Exercise directions =
Write out the material again exactly, please, and omit the pictures.

+++

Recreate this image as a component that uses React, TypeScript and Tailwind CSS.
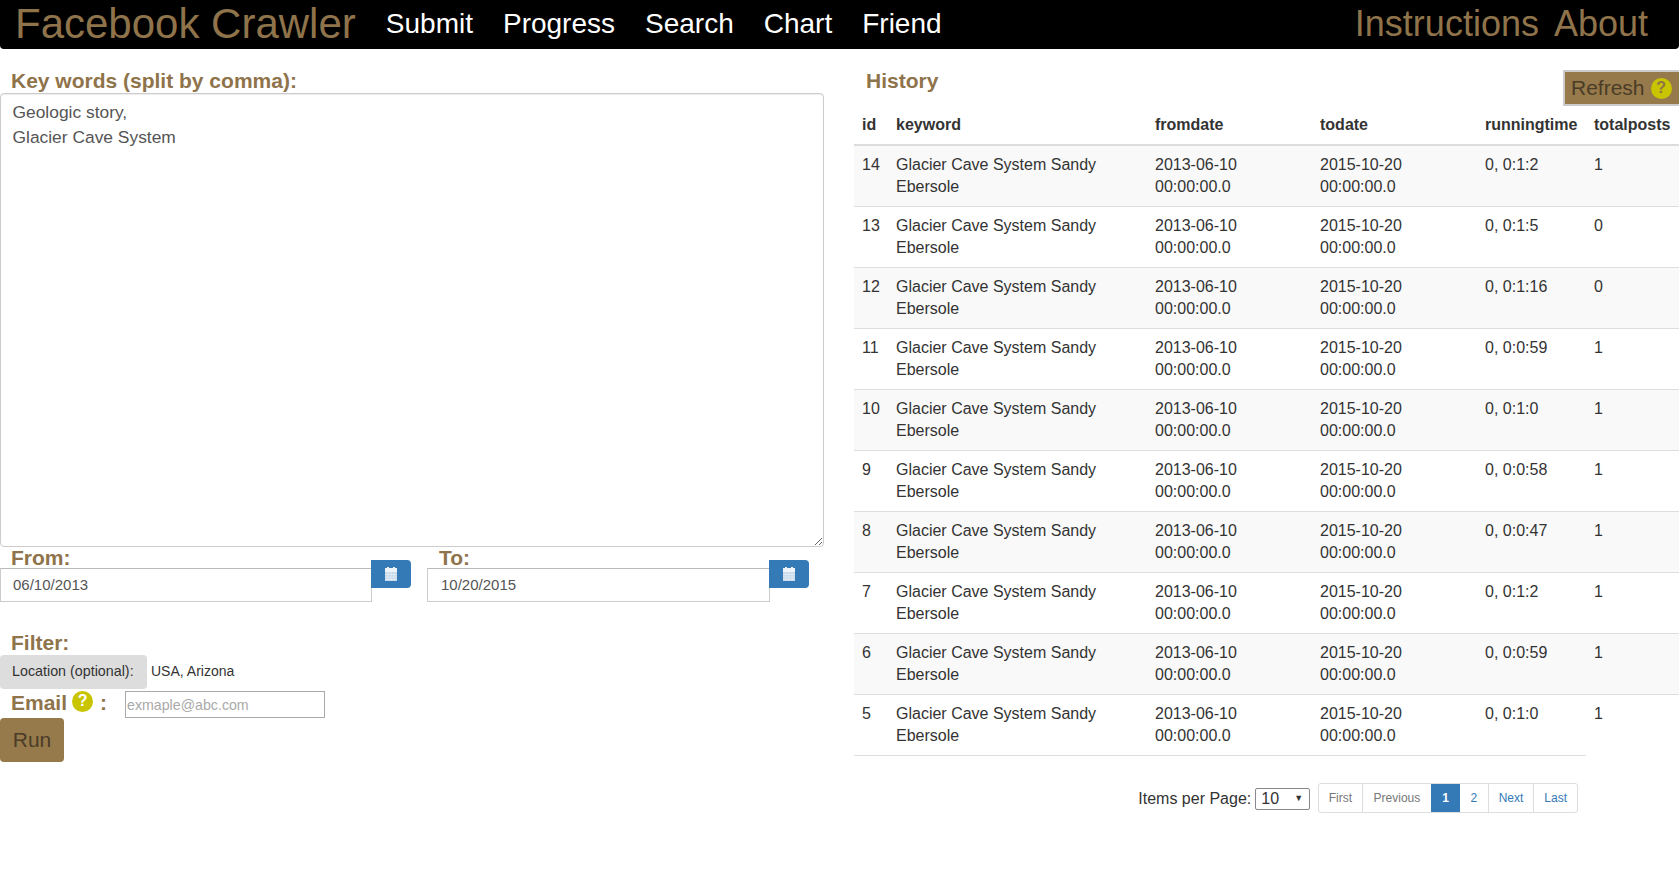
const rows = [
  { id: 14, time: '0, 0:1:2', posts: 1 },
  { id: 13, time: '0, 0:1:5', posts: 0 },
  { id: 12, time: '0, 0:1:16', posts: 0 },
  { id: 11, time: '0, 0:0:59', posts: 1 },
  { id: 10, time: '0, 0:1:0', posts: 1 },
  { id: 9, time: '0, 0:0:58', posts: 1 },
  { id: 8, time: '0, 0:0:47', posts: 1 },
  { id: 7, time: '0, 0:1:2', posts: 1 },
  { id: 6, time: '0, 0:0:59', posts: 1 },
  { id: 5, time: '0, 0:1:0', posts: 1 },
];

function HelpIcon({ className }: { className: string }) {
  return (
    <span className={`inline-flex items-center justify-center w-[21px] h-[21px] rounded-full bg-[#c9c400] text-[16px] font-bold leading-none ${className}`}>?</span>
  );
}

function CalendarButton() {
  return (
    <button className="w-[40px] h-[28px] shrink-0 mt-[-8px] ml-[-1px] bg-[#337ab7] rounded-r-[4px] flex items-center justify-center">
      <svg width="14" height="14" viewBox="0 0 14 14">
        <rect x="3" y="0" width="2" height="2" fill="#eef4f9" />
        <rect x="9" y="0" width="2" height="2" fill="#eef4f9" />
        <rect x="1" y="1" width="12" height="4" fill="#eef4f9" />
        <rect x="1" y="5" width="12" height="9" fill="#c3d8ea" />
        <path d="M1 7.5h12M1 10h12M1 12.5h12M4 5v9M7 5v9M10 5v9" stroke="#eef4f9" strokeWidth="0.6" />
      </svg>
    </button>
  );
}

export default function App() {
  return (
    <div className="w-[1679px] h-[879px] overflow-hidden bg-white font-['Liberation_Sans',Arial,sans-serif] text-[#333]">
      <nav className="h-[49px] bg-black rounded-b-[4px] flex items-center pl-[15px] pr-[31px]">
        <span className="text-[42px] text-[#8f734a] mr-[30px] whitespace-nowrap mt-[-3px]">Facebook Crawler</span>
        <div className="flex gap-[30px] text-[28px] text-white mt-[-2px]">
          <span>Submit</span>
          <span>Progress</span>
          <span>Search</span>
          <span>Chart</span>
          <span>Friend</span>
        </div>
        <div className="ml-auto flex gap-[15px] text-[36px] text-[#8f734a] mt-[-2px]">
          <span>Instructions</span>
          <span>About</span>
        </div>
      </nav>

      <div className="flex">
        <section className="w-[854px] shrink-0">
          <div className="w-[824px]">
            <h2 className="pl-[11px] pt-[20px] pb-px text-[21px] leading-[23px] font-bold text-[#8f734a]">Key words (split by comma):</h2>
            <textarea
              readOnly
              className="block w-full h-[454px] border border-[#ccc] rounded-[4px] pl-[11.5px] pr-3 py-[6px] text-[17.4px] leading-[25px] text-[#555] shadow-[inset_0_1px_1px_rgba(0,0,0,0.075)]"
              value={'Geologic story,\nGlacier Cave System'}
            />
            <div className="flex">
              <div className="w-[427px] shrink-0">
                <div className="pl-[11px] pt-px text-[21px] leading-[20px] font-bold text-[#8f734a]">From:</div>
                <div className="flex">
                  <input readOnly value="06/10/2013" className="w-[372px] h-[34px] border border-[#ccc] border-t-[#bbb] pl-3 pb-[2px] text-[15px] text-[#555]" />
                  <CalendarButton />
                </div>
              </div>
              <div className="w-[397px]">
                <div className="pl-[12px] pt-px text-[21px] leading-[20px] font-bold text-[#8f734a]">To:</div>
                <div className="flex">
                  <input readOnly value="10/20/2015" className="w-[343px] h-[34px] border border-[#ccc] border-t-[#bbb] pl-[13px] pb-[2px] text-[15px] text-[#555]" />
                  <CalendarButton />
                </div>
              </div>
            </div>
          </div>

          <div className="pl-[11px] pt-[29px] pb-px text-[21px] leading-[23px] font-bold text-[#8f734a]">Filter:</div>
          <div className="flex items-center">
            <span className="w-[147px] h-[34px] bg-[#ddd] rounded-[4px] flex items-center pl-3 text-[14.3px] whitespace-nowrap">Location (optional):</span>
            <span className="ml-[4px] text-[14px] mt-[-2px]">USA, Arizona</span>
          </div>
          <div className="flex items-center h-[29px] pl-[11px]">
            <span className="text-[21px] font-bold text-[#8f734a] mt-[-2px]">Email</span>
            <HelpIcon className="ml-[5px] mt-[-5px] text-white" />
            <span className="ml-[7px] text-[21px] font-bold text-[#8f734a] mt-[-2px]">:</span>
            <input
              placeholder="exmaple@abc.com"
              className="ml-[18px] mt-[2px] w-[200px] h-[27px] border border-[#aaa] px-[1px] text-[14.2px] placeholder:text-[#a9a9a9]"
            />
          </div>
          <button className="w-[64px] h-[44px] bg-[#967a4c] rounded-[4px] text-[21px] text-[#4a3c26]">Run</button>
        </section>

        <section className="flex-1 min-w-0">
          <div className="relative h-[65px]">
            <h2 className="pl-[12px] pt-[20px] text-[21px] leading-[23px] font-bold text-[#8f734a]">History</h2>
            <button className="absolute right-0 top-[21px] w-[116px] h-[36px] bg-[#967a4c] border-2 border-[#ccc] border-r-0 flex items-center pl-[6px] gap-[6px] text-[21px] text-[#4a3c26]">
              Refresh
              <HelpIcon className="text-[#8f734a]" />
            </button>
          </div>
          <table className="border-collapse table-fixed w-[825px] text-[16px] leading-[22px]">
            <colgroup>
              <col className="w-[34px]" />
              <col className="w-[259px]" />
              <col className="w-[165px]" />
              <col className="w-[165px]" />
              <col className="w-[109px]" />
              <col className="w-[93px]" />
            </colgroup>
            <thead>
              <tr className="h-[21px] border-b-2 border-[#ddd] text-left">
                {['id', 'keyword', 'fromdate', 'todate', 'runningtime', 'totalposts'].map((h) => (
                  <th key={h} className="pl-[8px] pb-[8px] pt-0 font-bold whitespace-nowrap">{h}</th>
                ))}
              </tr>
            </thead>
            <tbody>
              {rows.map((r, i) => (
                <tr key={r.id} className={`h-[61px] align-top ${i < rows.length - 1 ? 'border-b border-[#ddd]' : ''} ${i % 2 === 0 ? 'bg-[#f9f9f9]' : ''}`}>
                  <td className="pl-[8px] pt-[8px]">{r.id}</td>
                  <td className="pl-[8px] pt-[8px]">Glacier Cave System Sandy<br />Ebersole</td>
                  <td className="pl-[8px] pt-[8px]">2013-06-10<br />00:00:00.0</td>
                  <td className="pl-[8px] pt-[8px]">2015-10-20<br />00:00:00.0</td>
                  <td className="pl-[8px] pt-[8px]">{r.time}</td>
                  <td className="pl-[8px] pt-[8px]">{r.posts}</td>
                </tr>
              ))}
            </tbody>
          </table>
          <div className="w-[732px] h-px bg-[#ddd]" />
          <div className="flex items-center justify-end w-[724px] mt-[27px] text-[16px]">
            <span className="mt-[2px]">Items per Page:</span>
            <span className="ml-[4px] mt-[2px] w-[55px] h-[22px] border border-[#888] rounded-[2px] flex items-center justify-between pl-[5px] pr-[6px]">
              10<span className="text-[9px]">▼</span>
            </span>
            <div className="ml-[8px] flex h-[30px] border border-[#ddd] rounded-[3px] text-[12px] text-[#337ab7]">
              <span className="px-[9.5px] flex items-center text-[#777]">First</span>
              <span className="px-[11px] flex items-center border-l border-[#ddd] text-[#777]">Previous</span>
              <span className="px-[11px] flex items-center bg-[#337ab7] text-white font-bold">1</span>
              <span className="px-[10.5px] flex items-center">2</span>
              <span className="px-[10px] flex items-center border-l border-[#ddd]">Next</span>
              <span className="px-[10px] flex items-center border-l border-[#ddd]">Last</span>
            </div>
          </div>
        </section>
      </div>
    </div>
  );
}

+++

Exercise response =
Recreate this image as a component that uses React, TypeScript and Tailwind CSS.
const rows = [
  { id: 14, time: '0, 0:1:2', posts: 1 },
  { id: 13, time: '0, 0:1:5', posts: 0 },
  { id: 12, time: '0, 0:1:16', posts: 0 },
  { id: 11, time: '0, 0:0:59', posts: 1 },
  { id: 10, time: '0, 0:1:0', posts: 1 },
  { id: 9, time: '0, 0:0:58', posts: 1 },
  { id: 8, time: '0, 0:0:47', posts: 1 },
  { id: 7, time: '0, 0:1:2', posts: 1 },
  { id: 6, time: '0, 0:0:59', posts: 1 },
  { id: 5, time: '0, 0:1:0', posts: 1 },
];

function HelpIcon({ className }: { className: string }) {
  return (
    <span className={`inline-flex items-center justify-center w-[21px] h-[21px] rounded-full bg-[#c9c400] text-[16px] font-bold leading-none ${className}`}>?</span>
  );
}

function CalendarButton() {
  return (
    <button className="w-[40px] h-[28px] shrink-0 mt-[-8px] ml-[-1px] bg-[#337ab7] rounded-r-[4px] flex items-center justify-center">
      <svg width="14" height="14" viewBox="0 0 14 14">
        <rect x="3" y="0" width="2" height="2" fill="#eef4f9" />
        <rect x="9" y="0" width="2" height="2" fill="#eef4f9" />
        <rect x="1" y="1" width="12" height="4" fill="#eef4f9" />
        <rect x="1" y="5" width="12" height="9" fill="#c3d8ea" />
        <path d="M1 7.5h12M1 10h12M1 12.5h12M4 5v9M7 5v9M10 5v9" stroke="#eef4f9" strokeWidth="0.6" />
      </svg>
    </button>
  );
}

export default function App() {
  return (
    <div className="w-[1679px] h-[879px] overflow-hidden bg-white font-['Liberation_Sans',Arial,sans-serif] text-[#333]">
      <nav className="h-[49px] bg-black rounded-b-[4px] flex items-center pl-[15px] pr-[31px]">
        <span className="text-[42px] text-[#8f734a] mr-[30px] whitespace-nowrap mt-[-3px]">Facebook Crawler</span>
        <div className="flex gap-[30px] text-[28px] text-white mt-[-2px]">
          <span>Submit</span>
          <span>Progress</span>
          <span>Search</span>
          <span>Chart</span>
          <span>Friend</span>
        </div>
        <div className="ml-auto flex gap-[15px] text-[36px] text-[#8f734a] mt-[-2px]">
          <span>Instructions</span>
          <span>About</span>
        </div>
      </nav>

      <div className="flex">
        <section className="w-[854px] shrink-0">
          <div className="w-[824px]">
            <h2 className="pl-[11px] pt-[20px] pb-px text-[21px] leading-[23px] font-bold text-[#8f734a]">Key words (split by comma):</h2>
            <textarea
              readOnly
              className="block w-full h-[454px] border border-[#ccc] rounded-[4px] pl-[11.5px] pr-3 py-[6px] text-[17.4px] leading-[25px] text-[#555] shadow-[inset_0_1px_1px_rgba(0,0,0,0.075)]"
              value={'Geologic story,\nGlacier Cave System'}
            />
            <div className="flex">
              <div className="w-[427px] shrink-0">
                <div className="pl-[11px] pt-px text-[21px] leading-[20px] font-bold text-[#8f734a]">From:</div>
                <div className="flex">
                  <input readOnly value="06/10/2013" className="w-[372px] h-[34px] border border-[#ccc] border-t-[#bbb] pl-3 pb-[2px] text-[15px] text-[#555]" />
                  <CalendarButton />
                </div>
              </div>
              <div className="w-[397px]">
                <div className="pl-[12px] pt-px text-[21px] leading-[20px] font-bold text-[#8f734a]">To:</div>
                <div className="flex">
                  <input readOnly value="10/20/2015" className="w-[343px] h-[34px] border border-[#ccc] border-t-[#bbb] pl-[13px] pb-[2px] text-[15px] text-[#555]" />
                  <CalendarButton />
                </div>
              </div>
            </div>
          </div>

          <div className="pl-[11px] pt-[29px] pb-px text-[21px] leading-[23px] font-bold text-[#8f734a]">Filter:</div>
          <div className="flex items-center">
            <span className="w-[147px] h-[34px] bg-[#ddd] rounded-[4px] flex items-center pl-3 text-[14.3px] whitespace-nowrap">Location (optional):</span>
            <span className="ml-[4px] text-[14px] mt-[-2px]">USA, Arizona</span>
          </div>
          <div className="flex items-center h-[29px] pl-[11px]">
            <span className="text-[21px] font-bold text-[#8f734a] mt-[-2px]">Email</span>
            <HelpIcon className="ml-[5px] mt-[-5px] text-white" />
            <span className="ml-[7px] text-[21px] font-bold text-[#8f734a] mt-[-2px]">:</span>
            <input
              placeholder="exmaple@abc.com"
              className="ml-[18px] mt-[2px] w-[200px] h-[27px] border border-[#aaa] px-[1px] text-[14.2px] placeholder:text-[#a9a9a9]"
            />
          </div>
          <button className="w-[64px] h-[44px] bg-[#967a4c] rounded-[4px] text-[21px] text-[#4a3c26]">Run</button>
        </section>

        <section className="flex-1 min-w-0">
          <div className="relative h-[65px]">
            <h2 className="pl-[12px] pt-[20px] text-[21px] leading-[23px] font-bold text-[#8f734a]">History</h2>
            <button className="absolute right-0 top-[21px] w-[116px] h-[36px] bg-[#967a4c] border-2 border-[#ccc] border-r-0 flex items-center pl-[6px] gap-[6px] text-[21px] text-[#4a3c26]">
              Refresh
              <HelpIcon className="text-[#8f734a]" />
            </button>
          </div>
          <table className="border-collapse table-fixed w-[825px] text-[16px] leading-[22px]">
            <colgroup>
              <col className="w-[34px]" />
              <col className="w-[259px]" />
              <col className="w-[165px]" />
              <col className="w-[165px]" />
              <col className="w-[109px]" />
              <col className="w-[93px]" />
            </colgroup>
            <thead>
              <tr className="h-[21px] border-b-2 border-[#ddd] text-left">
                {['id', 'keyword', 'fromdate', 'todate', 'runningtime', 'totalposts'].map((h) => (
                  <th key={h} className="pl-[8px] pb-[8px] pt-0 font-bold whitespace-nowrap">{h}</th>
                ))}
              </tr>
            </thead>
            <tbody>
              {rows.map((r, i) => (
                <tr key={r.id} className={`h-[61px] align-top ${i < rows.length - 1 ? 'border-b border-[#ddd]' : ''} ${i % 2 === 0 ? 'bg-[#f9f9f9]' : ''}`}>
                  <td className="pl-[8px] pt-[8px]">{r.id}</td>
                  <td className="pl-[8px] pt-[8px]">Glacier Cave System Sandy<br />Ebersole</td>
                  <td className="pl-[8px] pt-[8px]">2013-06-10<br />00:00:00.0</td>
                  <td className="pl-[8px] pt-[8px]">2015-10-20<br />00:00:00.0</td>
                  <td className="pl-[8px] pt-[8px]">{r.time}</td>
                  <td className="pl-[8px] pt-[8px]">{r.posts}</td>
                </tr>
              ))}
            </tbody>
          </table>
          <div className="w-[732px] h-px bg-[#ddd]" />
          <div className="flex items-center justify-end w-[724px] mt-[27px] text-[16px]">
            <span className="mt-[2px]">Items per Page:</span>
            <span className="ml-[4px] mt-[2px] w-[55px] h-[22px] border border-[#888] rounded-[2px] flex items-center justify-between pl-[5px] pr-[6px]">
              10<span className="text-[9px]">▼</span>
            </span>
            <div className="ml-[8px] flex h-[30px] border border-[#ddd] rounded-[3px] text-[12px] text-[#337ab7]">
              <span className="px-[9.5px] flex items-center text-[#777]">First</span>
              <span className="px-[11px] flex items-center border-l border-[#ddd] text-[#777]">Previous</span>
              <span className="px-[11px] flex items-center bg-[#337ab7] text-white font-bold">1</span>
              <span className="px-[10.5px] flex items-center">2</span>
              <span className="px-[10px] flex items-center border-l border-[#ddd]">Next</span>
              <span className="px-[10px] flex items-center border-l border-[#ddd]">Last</span>
            </div>
          </div>
        </section>
      </div>
    </div>
  );
}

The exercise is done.